Ce n'est évidemment pas le premier impôt dont le montant varie en fonction de l'importance des sommes en jeu ! Ce qui est plus étonnant est la justification donnée par le gouvernement à cette nouvelle clé de calcul. Selon l'Exposé des motifs de la loi du 28 avril 2015, entrée en vigueur le 1er juin suivant, "par cette réforme des droits de mise au rôle, on tend à rendre les droits de mise au rôle proportionnels aux frais de fonctionnement de la jurisprudence. Un procès demande en effet à l'appareil judiciaire du temps et des moyens qui augmentent en fonction de la taille et de la complexité du procès. C'est pourquoi le paiement du droit de mise au rôle est également subordonné à la valeur de la demande ...".

Ainsi selon le gouvernement, le coût d'une affaire pour l'appareil judiciaire serait proportionnel à la valeur de la demande !

Des recours en annulation de la loi du 28 avril 2015 ont aussitôt été introduits devant la Cour constitutionnelle, notamment par l'Ordre des barreaux flamands, l'Ordre des barreaux francophones et germanophone et l'Ordre des avocats à la Cour de cassation.

Fort logiquement, la Cour constitutionnelle a dû constater qu'"il est possible que des actions qui ont un enjeu financier limité s'avèrent complexes et entraînent une charge de travail importante pour l'appareil judiciaire. A l'inverse, des demandes ayant un enjeu financier important peuvent s'avérer simples à examiner".

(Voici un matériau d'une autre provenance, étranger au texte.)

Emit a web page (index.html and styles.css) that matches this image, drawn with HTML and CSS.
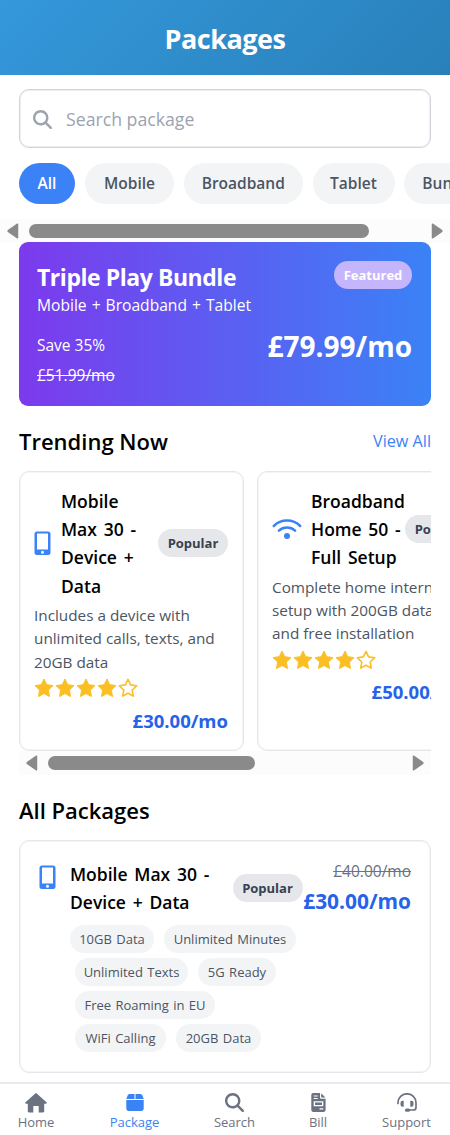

Par son arrêt du 9 février 2017, la Cour a dès lors décidé que la loi du 28 avril 2015 viole les articles 10 et 11 de la Constitution (principe d'égalité et de non-discrimination), au motif que le critère de distinction entre les justiciables, basé sur la valeur de la demande, n'est pas pertinent pour réaliser l'objectif principal du législateur de rendre les droits de mise au rôle proportionnels aux frais de fonctionnement de la jurisprudence. Les dispositions de la nouvelle loi sont dès lors annulées, mais la Cour prend soi de maintenir les effets des dispositions annulées jusqu'à l'intervention du législateur et au plus tard le 31 août 2017.

Une nouvelle fois, on ne peut que regretter la piètre qualité des projets de lois déposés à la hâte par le gouvernement, et adoptés par les parlementaires alors même que le Conseil d'Etat avait expressément attiré l'attention de ceux-ci sur l'absence de justification objective des nouvelles dispositions.